Wszystko działo się w środę po godzinie 7 rano. Pan Łukasz jechał ulicą Słowackiego w Gdańsku do pracy.
- W pewnym momencie zobaczyłem, że na lewym pasie, na który chciałem wjechać, leży mała czarna kulka. Okazało się, że to kotek. Od razu wysiadłem i go zabrałem - mówi pan Łukasz.
Sytuację nagrała kamera z samochodu mężczyzny. Nagranie otrzymaliśmy na Kontakt 24.
Na filmie widać, jak na drugim pasie zatrzymuje się inny kierowca. Pan Łukasz podchodzi do niego i oddaje mu zwierzę.
- Nie znałem wcześniej tego kierowcy. Powiedział, że może zabrać tego kota do domu tymczasowego, więc go oddałem, mam nadzieję, w dobre ręce - opowiada mężczyzna.
Inne samochody przejeżdżały tuż nad kotem. Dzięki czujnemu oku kierowcy sytuacja nie skończyła się tragicznie.

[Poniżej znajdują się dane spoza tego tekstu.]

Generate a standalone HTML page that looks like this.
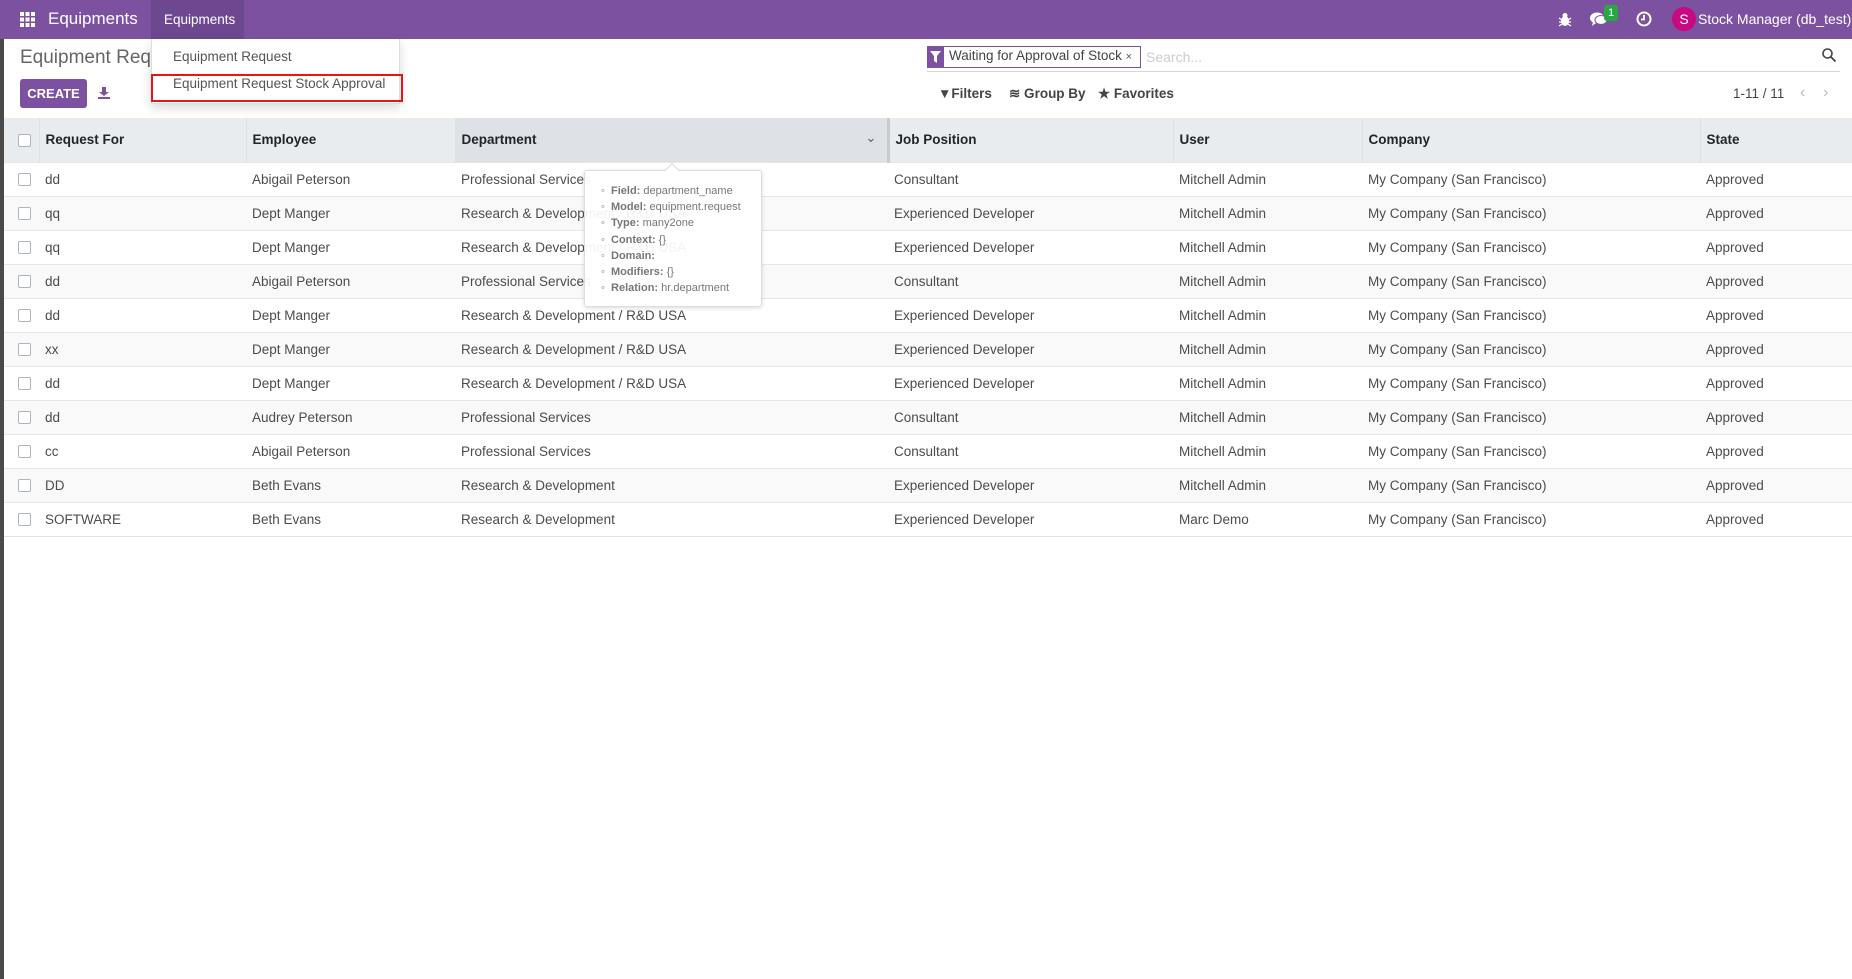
<!DOCTYPE html>
<html><head><meta charset="utf-8"><style>
*{box-sizing:border-box;margin:0;padding:0}
body{width:1852px;height:979px;overflow:hidden;background:#fff;font-family:"Liberation Sans",sans-serif;font-size:14px;color:#4c4c4c;position:relative}
.abs{position:absolute}
.nav{left:0;top:0;width:1852px;height:39px;background:#7c52a0;color:#fff}
.strip{left:0;top:39px;width:4px;height:940px;background:#4a4a4a}
table{position:absolute;left:4px;top:118px;border-collapse:collapse;width:1848px;table-layout:fixed}
th{height:44px;background:#e9ecef;text-align:left;font-weight:bold;color:#212529;font-size:13.5px;border-left:1px solid #dee2e6;padding-left:6px}
td{height:34px;border-top:1px solid #e6e6e6;padding-left:6px;color:#4c4c4c;font-size:13.5px;white-space:nowrap;overflow:visible}
tr:nth-child(even) td{background:#f9f9f9}
tbody tr:last-child td{border-bottom:1px solid #dee2e6}
.cb{display:inline-block;width:13px;height:13px;border:1px solid #adb5bd;border-radius:2px;background:#fff;vertical-align:middle}
</style></head><body>
<div class="abs nav">
 <svg class="abs" style="left:20px;top:12px" width="15" height="15"><g fill="#fff"><rect x="0" y="0" width="4" height="4"/><rect x="5.5" y="0" width="4" height="4"/><rect x="11" y="0" width="4" height="4"/><rect x="0" y="5.5" width="4" height="4"/><rect x="5.5" y="5.5" width="4" height="4"/><rect x="11" y="5.5" width="4" height="4"/><rect x="0" y="11" width="4" height="4"/><rect x="5.5" y="11" width="4" height="4"/><rect x="11" y="11" width="4" height="4"/></g></svg>
 <div class="abs" style="left:48px;top:9px;font-size:17px">Equipments</div>
 <div class="abs" style="left:151px;top:0;width:93px;height:39px;background:#6d4890"></div>
 <div class="abs" style="left:164px;top:12px;font-size:13.5px">Equipments</div>
 <svg class="abs" style="left:1558px;top:12px" width="14" height="15" viewBox="0 0 14 15"><ellipse cx="7" cy="9" rx="4" ry="5" fill="#fff"/><circle cx="7" cy="3.5" r="2.5" fill="#fff"/><path d="M1 6l3 2M13 6l-3 2M1 10h3M13 10h-3M1 14l3-2M13 14l-3-2" stroke="#fff" stroke-width="1.3"/></svg>
 <svg class="abs" style="left:1590px;top:11px" width="18" height="16" viewBox="0 0 18 16"><ellipse cx="7" cy="7" rx="7" ry="5.5" fill="#fff"/><path d="M3 11l-1 4 4-3z" fill="#fff"/><ellipse cx="11" cy="9" rx="6" ry="4.5" fill="#fff" stroke="#7c52a0" stroke-width="1"/></svg>
 <div class="abs" style="left:1604px;top:5px;width:14px;height:16px;background:#28a745;border-radius:3px;font-size:11px;text-align:center;line-height:16px">1</div>
 <svg class="abs" style="left:1636px;top:11px" width="16" height="16" viewBox="0 0 16 16"><circle cx="8" cy="8" r="6.5" fill="none" stroke="#fff" stroke-width="2"/><path d="M8 4v4.5h-3" fill="none" stroke="#fff" stroke-width="1.8"/></svg>
 <div class="abs" style="left:1672px;top:7px;width:24px;height:24px;border-radius:50%;background:#c8097f;text-align:center;line-height:24px;font-size:14px">S</div>
 <div class="abs" style="left:1698px;top:11px;font-size:14px">Stock Manager (db_test)</div>
</div>
<div class="abs strip"></div>
<div class="abs" style="left:20px;top:47px;font-size:19px;color:#666">Equipment Requ</div>
<div class="abs" style="left:20px;top:79px;width:67px;height:29px;background:#7c52a0;border-radius:3px;color:#fff;font-weight:bold;font-size:13px;text-align:center;line-height:29px">CREATE</div>
<svg class="abs" style="left:98px;top:87px" width="12" height="12" viewBox="0 0 12 12"><path d="M4 0h4v5h3l-5 4-5-4h3z" fill="#7c52a0"/><rect x="0" y="10" width="12" height="2" fill="#7c52a0"/></svg>
<!-- search -->
<div class="abs" style="left:927px;top:46px;width:214px;height:22px;border:1px solid #7c52a0;background:#fff"></div>
<div class="abs" style="left:927px;top:46px;width:17px;height:22px;background:#7c52a0"></div>
<svg class="abs" style="left:930px;top:51px" width="11" height="12" viewBox="0 0 11 12"><path d="M0 0h11l-4 5v7l-3-2V5z" fill="#fff"/></svg>
<div class="abs" style="left:949px;top:48px;font-size:13.5px;color:#444">Waiting for Approval of Stock <span style="font-size:11px;color:#555">×</span></div>
<div class="abs" style="left:1146px;top:49px;font-size:14px;color:#ccc">Search...</div>
<div class="abs" style="left:927px;top:71px;width:913px;height:1px;background:#d6d6d6"></div>
<svg class="abs" style="left:1822px;top:48px" width="14" height="14" viewBox="0 0 14 14"><circle cx="5.5" cy="5.5" r="4.5" fill="none" stroke="#444" stroke-width="1.6"/><path d="M9 9l4.5 4.5" stroke="#444" stroke-width="1.8"/></svg>
<div class="abs" style="left:938px;top:86px;font-size:13.5px;color:#444;font-weight:bold">▼Filters</div>
<div class="abs" style="left:1009px;top:86px;font-size:13.5px;color:#444;font-weight:bold">≋ Group By</div>
<div class="abs" style="left:1098px;top:86px;font-size:13.5px;color:#444;font-weight:bold">★ Favorites</div>
<div class="abs" style="left:1733px;top:86px;font-size:13.5px;color:#444">1-11 / 11</div>
<div class="abs" style="left:1800px;top:84px;font-size:16px;color:#bbb">‹&nbsp;&nbsp;&nbsp;&nbsp;›</div>
<table>
<colgroup><col style="width:35px"><col style="width:207px"><col style="width:209px"><col style="width:433px"><col style="width:285px"><col style="width:189px"><col style="width:338px"><col style="width:152px"></colgroup>
<thead><tr><th style="border-left:none;padding-left:14px"><span class="cb"></span></th><th>Request For</th><th>Employee</th><th style="background:#dee2e6;border-right:3px solid #c8ccd0;position:relative">Department<span style="position:absolute;right:10px;top:12px;font-weight:normal;color:#666">⌄</span></th><th>Job Position</th><th>User</th><th>Company</th><th>State</th></tr></thead>
<tbody>
<tr><td style="padding-left:14px"><span class="cb"></span></td><td>dd</td><td>Abigail Peterson</td><td>Professional Services</td><td>Consultant</td><td>Mitchell Admin</td><td>My Company (San Francisco)</td><td>Approved</td></tr>
<tr><td style="padding-left:14px"><span class="cb"></span></td><td>qq</td><td>Dept Manger</td><td>Research &amp; Development / R&amp;D USA</td><td>Experienced Developer</td><td>Mitchell Admin</td><td>My Company (San Francisco)</td><td>Approved</td></tr>
<tr><td style="padding-left:14px"><span class="cb"></span></td><td>qq</td><td>Dept Manger</td><td>Research &amp; Development / R&amp;D USA</td><td>Experienced Developer</td><td>Mitchell Admin</td><td>My Company (San Francisco)</td><td>Approved</td></tr>
<tr><td style="padding-left:14px"><span class="cb"></span></td><td>dd</td><td>Abigail Peterson</td><td>Professional Services</td><td>Consultant</td><td>Mitchell Admin</td><td>My Company (San Francisco)</td><td>Approved</td></tr>
<tr><td style="padding-left:14px"><span class="cb"></span></td><td>dd</td><td>Dept Manger</td><td>Research &amp; Development / R&amp;D USA</td><td>Experienced Developer</td><td>Mitchell Admin</td><td>My Company (San Francisco)</td><td>Approved</td></tr>
<tr><td style="padding-left:14px"><span class="cb"></span></td><td>xx</td><td>Dept Manger</td><td>Research &amp; Development / R&amp;D USA</td><td>Experienced Developer</td><td>Mitchell Admin</td><td>My Company (San Francisco)</td><td>Approved</td></tr>
<tr><td style="padding-left:14px"><span class="cb"></span></td><td>dd</td><td>Dept Manger</td><td>Research &amp; Development / R&amp;D USA</td><td>Experienced Developer</td><td>Mitchell Admin</td><td>My Company (San Francisco)</td><td>Approved</td></tr>
<tr><td style="padding-left:14px"><span class="cb"></span></td><td>dd</td><td>Audrey Peterson</td><td>Professional Services</td><td>Consultant</td><td>Mitchell Admin</td><td>My Company (San Francisco)</td><td>Approved</td></tr>
<tr><td style="padding-left:14px"><span class="cb"></span></td><td>cc</td><td>Abigail Peterson</td><td>Professional Services</td><td>Consultant</td><td>Mitchell Admin</td><td>My Company (San Francisco)</td><td>Approved</td></tr>
<tr><td style="padding-left:14px"><span class="cb"></span></td><td>DD</td><td>Beth Evans</td><td>Research &amp; Development</td><td>Experienced Developer</td><td>Mitchell Admin</td><td>My Company (San Francisco)</td><td>Approved</td></tr>
<tr><td style="padding-left:14px"><span class="cb"></span></td><td>SOFTWARE</td><td>Beth Evans</td><td>Research &amp; Development</td><td>Experienced Developer</td><td>Marc Demo</td><td>My Company (San Francisco)</td><td>Approved</td></tr>
</tbody></table>
<!-- tooltip -->
<div class="abs" style="left:584px;top:170px;width:178px;height:137px;background:rgba(255,255,255,0.93);border:1px solid #ddd;border-radius:3px;box-shadow:0 1px 4px rgba(0,0,0,.15);font-size:11px;color:#777;padding:12px 0 0 16px;line-height:16.2px">
<div>◦&nbsp;&nbsp;<b>Field:</b> department_name</div>
<div>◦&nbsp;&nbsp;<b>Model:</b> equipment.request</div>
<div>◦&nbsp;&nbsp;<b>Type:</b> many2one</div>
<div>◦&nbsp;&nbsp;<b>Context:</b> {}</div>
<div>◦&nbsp;&nbsp;<b>Domain:</b></div>
<div>◦&nbsp;&nbsp;<b>Modifiers:</b> {}</div>
<div>◦&nbsp;&nbsp;<b>Relation:</b> hr.department</div>
</div>
<div class="abs" style="left:667px;top:165px;width:10px;height:10px;background:#fff;border-left:1px solid #ddd;border-top:1px solid #ddd;transform:rotate(45deg)"></div>
<!-- dropdown -->
<div class="abs" style="left:151px;top:39px;width:249px;height:65px;background:#fff;border:1px solid #ddd;border-top:none;box-shadow:0 4px 10px rgba(0,0,0,.15)"></div>
<div class="abs" style="left:173px;top:49px;font-size:13.5px;color:#555">Equipment Request</div>
<div class="abs" style="left:151px;top:74px;width:252px;height:28px;border:2px solid #e8141b"></div>
<div class="abs" style="left:173px;top:76px;font-size:13.5px;color:#555">Equipment Request Stock Approval</div>
</body></html>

- Akurat była godzina szczytu, był duży ruch, mały korek, więc samochody jechały wolniej. Auta czekające na światło nie zauważyły kota na samym środku i ruszyły. Miałem to szczęście, że gdy było wolne miejsce, udało mi się go dostrzec - podsumowuje pan Łukasz.